There's more than one foundation hard at work in town whose goal is to improve the quality of education for young people in Los Gatos public schools.
Last week, we praised the efforts of the Los Gatos Education Foundation and urged residents to support its effort to raise $1 million to save teachers' jobs and educational programs at the elementary and middle schools.
But the LGEF does not generate funds for the high school—that's the job of the New Millennium Foundation. And while the LGEF was in the home stretch of its drive to $1 million in the early days of March, that "other foundation" was doling out the dollars it raised over the past year to support students at the high school level.
The New Millennium Foundation showed up at March 1 staff meeting at the high school with its checkbook open. The foundation distributed nearly $110,000 in grants to teachers in many different departments, funds that promise to enhance the learning process for the high school students.
The beneficiary of most of that financial support this year was the math department at the school. Math students have recently moved into a new building on campus, and the NMF grant of $75,000 will go a long way toward outfitting those new classrooms with much-needed, state-of-the-art equipment.
More than 80 percent of the $75,000 grant will go toward the purchase of two wireless computer labs. The portable computers can be used in any classroom and will feature geometry software that will provide students a hands-on approach to learning.
With the $110,000 donation this spring, the New Millennium Foundation has now presented the high school with more than $367,000 in grants in its three years of operation. The major recipients of the grants include the science department (nearly $100,000), the math department ($75,000), athletics (more than $55,000), information technology (more than $55,000), performing arts (more than $25,000) and social studies (more than $17,000). Significant grants have also been given to the English department, journalism, the library and industrial technology.
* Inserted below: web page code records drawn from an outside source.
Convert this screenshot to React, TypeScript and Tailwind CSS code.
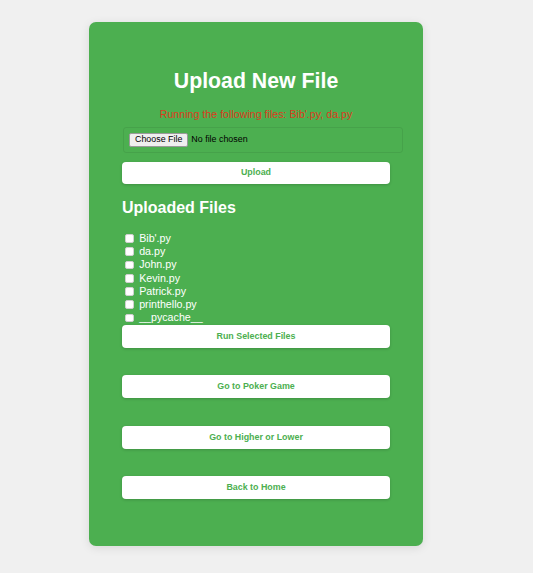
const files = ["Bib'.py", "da.py", "John.py", "Kevin.py", "Patrick.py", "printhello.py", "__pycache__"];

function WhiteButton({ label }: { label: string }) {
  return (
    <button className="h-[23px] w-full rounded-[4px] bg-white text-[8.9px] font-bold text-[#4caf50] shadow-[0_1px_3px_rgba(0,0,0,0.18)]">
      {label}
    </button>
  );
}

export default function App() {
  return (
    <div className="min-h-screen bg-[#f0f0f0] pt-[22px] pb-[27px] font-['Liberation_Sans',Arial,sans-serif]">
      <div className="ml-[89px] flex w-[334px] flex-col rounded-[7px] bg-[#4caf50] px-[33px] pt-[47px] pb-[47px] shadow-[0_2px_10px_rgba(0,0,0,0.1)]">
        <h1 className="text-center text-[21.3px] font-bold leading-[25px] text-white">Upload New File</h1>
        <p className="mt-[14px] text-center text-[10.67px] leading-[12px] text-[#dc3b1e]">
          Running the following files: Bib'.py, da.py
        </p>

        <div className="mt-[7px] ml-px flex h-[26px] w-[280px] items-center rounded-[3px] border border-[rgba(0,0,0,0.07)] pl-[5px]">
          <span className="flex h-[14px] items-center rounded-[2px] border border-[#9a9a9a] bg-[#efefef] px-[5px] text-[8.9px] text-black">
            Choose File
          </span>
          <span className="ml-[3px] text-[8.9px] text-black">No file chosen</span>
        </div>

        <div className="mt-[5px]">
          <button className="h-[22px] w-full rounded-[4px] bg-white text-[8.9px] font-bold text-[#4caf50] shadow-[0_1px_3px_rgba(0,0,0,0.18)]">
            Upload
          </button>
        </div>

        <h2 className="mt-[15px] text-[16px] font-bold leading-[18px] text-white">Uploaded Files</h2>

        <ul className="mt-[15px]">
          {files.map((f) => (
            <li key={f} className="flex h-[13.3px] items-center text-[10.67px] leading-[13.3px] text-white">
              <span className="ml-[3px] mr-[5.5px] h-[8.7px] w-[8.7px] rounded-[2px] border border-[#d0d0d0] bg-white" />
              {f}
            </li>
          ))}
        </ul>

        <div className="flex flex-col gap-[27.5px]">
          <WhiteButton label="Run Selected Files" />
          <WhiteButton label="Go to Poker Game" />
          <WhiteButton label="Go to Higher or Lower" />
          <WhiteButton label="Back to Home" />
        </div>
      </div>
    </div>
  );
}
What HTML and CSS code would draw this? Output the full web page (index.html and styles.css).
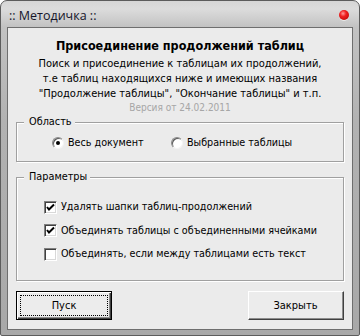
FILE: index.html
```html
<!DOCTYPE html>
<html lang="ru">
<head>
<meta charset="utf-8">
<title>Методичка</title>
<link rel="stylesheet" href="styles.css">
</head>
<body>
<div class="window">
  <div class="titlebar">
    <span class="caption">:: Методичка ::</span>
    <span class="close"></span>
  </div>
  <div class="client">
    <div class="heading">Присоединение продолжений таблиц</div>
    <div class="desc">Поиск и присоединение к таблицам их продолжений,<br>т.е таблиц находящихся ниже и имеющих названия<br>"Продолжение таблицы", "Окончание таблицы" и т.п.</div>
    <div class="version">Версия от 24.02.2011</div>

    <fieldset class="group group-area">
      <legend>Область</legend>
      <div class="radios">
        <label class="opt"><span class="radio on"></span>Весь документ</label>
        <label class="opt"><span class="radio"></span>Выбранные таблицы</label>
      </div>
    </fieldset>

    <fieldset class="group group-params">
      <legend>Параметры</legend>
      <div class="checks">
        <label class="opt"><span class="check on"><svg viewBox="0 0 11 11" width="11" height="11"><polyline points="2,5 4,7.5 9,2.5" fill="none" stroke="#000" stroke-width="2"/></svg></span>Удалять шапки таблиц-продолжений</label>
        <label class="opt"><span class="check on"><svg viewBox="0 0 11 11" width="11" height="11"><polyline points="2,5 4,7.5 9,2.5" fill="none" stroke="#000" stroke-width="2"/></svg></span>Объединять таблицы с объединенными ячейками</label>
        <label class="opt"><span class="check"></span>Объединять, если между таблицами есть текст</label>
      </div>
    </fieldset>

    <div class="buttons">
      <div class="btn default"><span class="focus">Пуск</span></div>
      <div class="btn"><span class="focus plain">Закрыть</span></div>
    </div>
  </div>
</div>
</body>
</html>
```
FILE: styles.css
```css
html, body {
  margin: 0;
  padding: 0;
  background: #ffffff;
}
body {
  width: 360px;
  height: 336px;
  overflow: hidden;
  font-family: "DejaVu Sans Condensed", "DejaVu Sans", sans-serif;
  font-stretch: condensed;
  color: #000;
}
.window {
  box-sizing: border-box;
  width: 360px;
  height: 336px;
  border: 1px solid #5c5c5c;
  border-radius: 7px 7px 2px 2px;
  background: linear-gradient(#d6d6d6 0px, #dcdcdc 8px, #c2c2c2 26px, #b2b2b2 120px, #a8a8a8 100%);
  display: flex;
  flex-direction: column;
}
.titlebar {
  height: 26px;
  display: flex;
  align-items: center;
  padding: 0 8px 0 8px;
}
.caption {
  font-family: "Open Sans", "Noto Sans", sans-serif;
  font-stretch: normal;
  font-size: 12.5px;
  color: #15152a;
  padding-top: 2px;
}
.close {
  margin-left: auto;
  width: 10px;
  height: 10px;
  border-radius: 50%;
  background: radial-gradient(circle at 40% 35%, #ff9a9a 0, #f02020 35%, #b00000 100%);
  box-shadow: 0 1px 0 rgba(255,255,255,0.6);
  margin-right: 2px;
  margin-top: 1px;
}
.client {
  margin: 0 6px;
  height: 303px;
  box-sizing: border-box;
  border: 1px solid #6e6e6e;
  background: #ebebeb;
  padding-top: 10px;
  display: flex;
  flex-direction: column;
}
.heading {
  text-align: center;
  font-weight: bold;
  font-size: 12.5px;
  line-height: 16px;
}
.desc {
  margin-top: 2px;
  text-align: center;
  font-size: 11px;
  line-height: 15px;
}
.version {
  text-align: center;
  font-size: 10px;
  line-height: 14px;
  color: #a6a6a6;
}
.group {
  margin: 0 8px;
  padding: 0;
  border: 1px solid #a0a0a0;
  box-shadow: inset 1px 1px 0 #ffffff, 1px 1px 0 #ffffff;
  min-width: 0;
}
.group legend {
  margin-left: 7px;
  padding: 0 3px 0 5px;
  font-size: 10.8px;
  line-height: 14px;
  background: #ebebeb;
}
.radios {
  display: grid;
  grid-template-columns: 119px auto;
  padding: 6px 0 10px 35px;
}
.group-params {
  margin-top: 8px;
}
.checks {
  display: flex;
  flex-direction: column;
  gap: 7.5px;
  padding: 15px 0 18px 27px;
}
.opt {
  display: flex;
  align-items: center;
  font-size: 10.7px;
  line-height: 16px;
  white-space: nowrap;
}
.radio {
  box-sizing: border-box;
  width: 12px;
  height: 12px;
  border-radius: 50%;
  border: 1px solid;
  border-color: #8a8a8a #f4f4f4 #f4f4f4 #8a8a8a;
  box-shadow: inset 1px 1px 0 #5a5a5a;
  background: #ffffff;
  margin-right: 4px;
  display: flex;
  align-items: center;
  justify-content: center;
}
.radio.on::before {
  content: "";
  width: 4px;
  height: 4px;
  border-radius: 50%;
  background: #000;
}
.check {
  box-sizing: border-box;
  width: 13px;
  height: 13px;
  border: 1px solid;
  border-color: #808080 #ffffff #ffffff #808080;
  box-shadow: inset 1px 1px 0 #404040, inset -1px -1px 0 #d8d8d8;
  background: #ffffff;
  margin-right: 4px;
  display: flex;
  align-items: center;
  justify-content: center;
}
.check svg {
  display: block;
}
.buttons {
  margin-top: 10px;
  padding: 0 8px;
  display: flex;
  justify-content: space-between;
}
.btn {
  box-sizing: border-box;
  width: 96px;
  height: 29px;
  background: #ececec;
  border: 1px solid;
  border-color: #ffffff #404040 #404040 #ffffff;
  box-shadow: inset -1px -1px 0 #8c8c8c;
  display: flex;
  font-size: 11px;
}
.btn.default {
  border: 1px solid #000;
  box-shadow: inset 1px 1px 0 #ffffff, inset -1px -1px 0 #404040, inset -2px -2px 0 #8c8c8c;
}
.focus {
  flex: 1;
  margin: 3px;
  border: 1px dotted #000;
  display: flex;
  align-items: center;
  justify-content: center;
}
.focus.plain {
  border-color: transparent;
  margin: 2px 3px 3px 2px;
}
```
The community owes a debt of gratitude to foundation Chairwoman Joanne Rodgers and her New Millennium Foundation committee. Bond dollars may pay for new buildings and state funding may pay the salaries of the teachers and administrators, but it is through the efforts of these hard-working volunteers that the tools necessary for a quality education are provided for students at the high school level.
Their work, however, is not done. The presentation of grants is just the end of one part of the cycle—now the work begins to raise funds so that similar grants can be presented in 2005.
The New Millennium Foundation, like the Los Gatos Education Foundation, needs the annual financial support of community members in order to maintain the high quality of public education that we've come to expect in Los Gatos.